## What you are asked to do
Repeat the material verbatim and drop the pictures.

Extracted data entries
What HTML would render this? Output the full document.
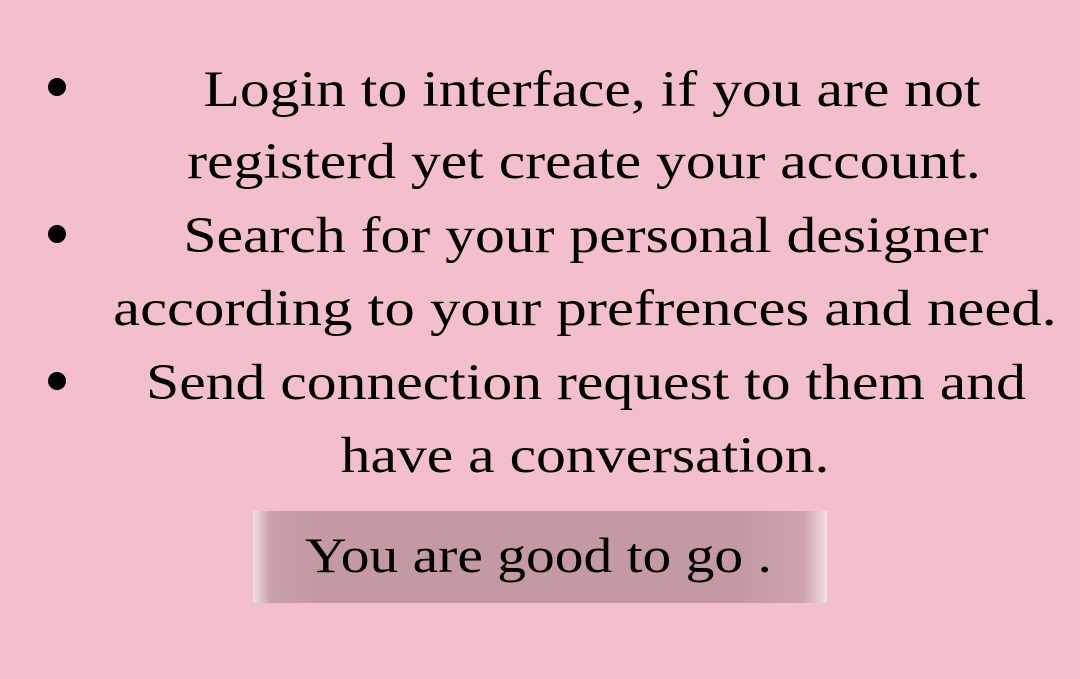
<!DOCTYPE html>
<html><head><meta charset="utf-8"><style>
html,body{margin:0;padding:0}
body{width:1080px;height:679px;background:#f3bfcc;position:relative;overflow:hidden;font-family:"Liberation Serif",serif;color:#000}
.l{position:absolute;left:186px;width:800px;text-align:center;font-size:51px;line-height:60px;white-space:nowrap;transform:scaleX(1.17);transform-origin:50% 50%}
.b{position:absolute;left:48px;width:18px;height:18px;border-radius:50%;background:#000}
.btn{position:absolute;left:253px;top:511px;width:574px;height:92px;background:linear-gradient(90deg,#f5dde3 0%,#c9a0aa 3%,#c499a4 10%,#c499a4 85%,#cfa3ae 96%,#f5dde3 100%)}
.btn span{position:absolute;left:52px;top:14px;font-size:50px;line-height:60px;transform:scaleX(1.15);transform-origin:0 50%;white-space:nowrap}
</style></head><body>
<div class="b" style="top:78px"></div>
<div class="b" style="top:225px"></div>
<div class="b" style="top:372px"></div>
<div class="l" style="top:60px;left:192px">Login to interface, if you are not</div>
<div class="l" style="top:132px;left:184px">registerd yet create your account.</div>
<div class="l" style="top:206px">Search for your personal designer</div>
<div class="l" style="top:279px;left:185px;transform:scaleX(1.19)">according to your prefrences and need.</div>
<div class="l" style="top:353px">Send connection request to them and</div>
<div class="l" style="top:426px;left:185px">have a conversation.</div>
<div class="btn"><span>You are good to go .</span></div>
</body></html>
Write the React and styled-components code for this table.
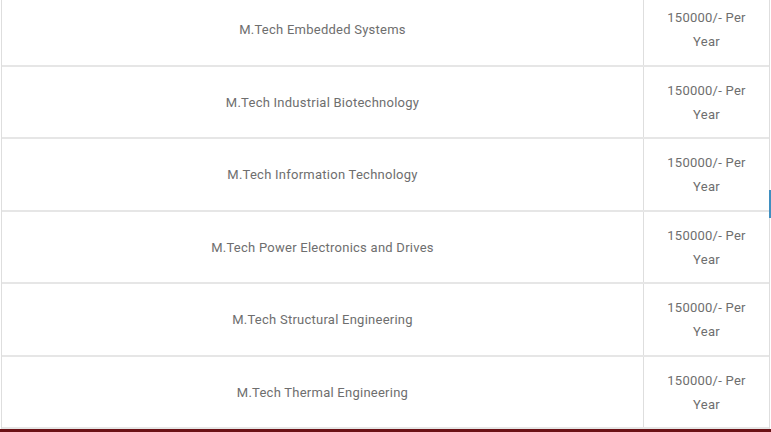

## Solution for this problem
What HTML would render this? Output the full document.
<!DOCTYPE html>
<html><head><meta charset="utf-8"><style>
html,body{margin:0;padding:0}
body{width:1080px;height:679px;background:#f3bfcc;position:relative;overflow:hidden;font-family:"Liberation Serif",serif;color:#000}
.l{position:absolute;left:186px;width:800px;text-align:center;font-size:51px;line-height:60px;white-space:nowrap;transform:scaleX(1.17);transform-origin:50% 50%}
.b{position:absolute;left:48px;width:18px;height:18px;border-radius:50%;background:#000}
.btn{position:absolute;left:253px;top:511px;width:574px;height:92px;background:linear-gradient(90deg,#f5dde3 0%,#c9a0aa 3%,#c499a4 10%,#c499a4 85%,#cfa3ae 96%,#f5dde3 100%)}
.btn span{position:absolute;left:52px;top:14px;font-size:50px;line-height:60px;transform:scaleX(1.15);transform-origin:0 50%;white-space:nowrap}
</style></head><body>
<div class="b" style="top:78px"></div>
<div class="b" style="top:225px"></div>
<div class="b" style="top:372px"></div>
<div class="l" style="top:60px;left:192px">Login to interface, if you are not</div>
<div class="l" style="top:132px;left:184px">registerd yet create your account.</div>
<div class="l" style="top:206px">Search for your personal designer</div>
<div class="l" style="top:279px;left:185px;transform:scaleX(1.19)">according to your prefrences and need.</div>
<div class="l" style="top:353px">Send connection request to them and</div>
<div class="l" style="top:426px;left:185px">have a conversation.</div>
<div class="btn"><span>You are good to go .</span></div>
</body></html>
Write the React and styled-components code for this table.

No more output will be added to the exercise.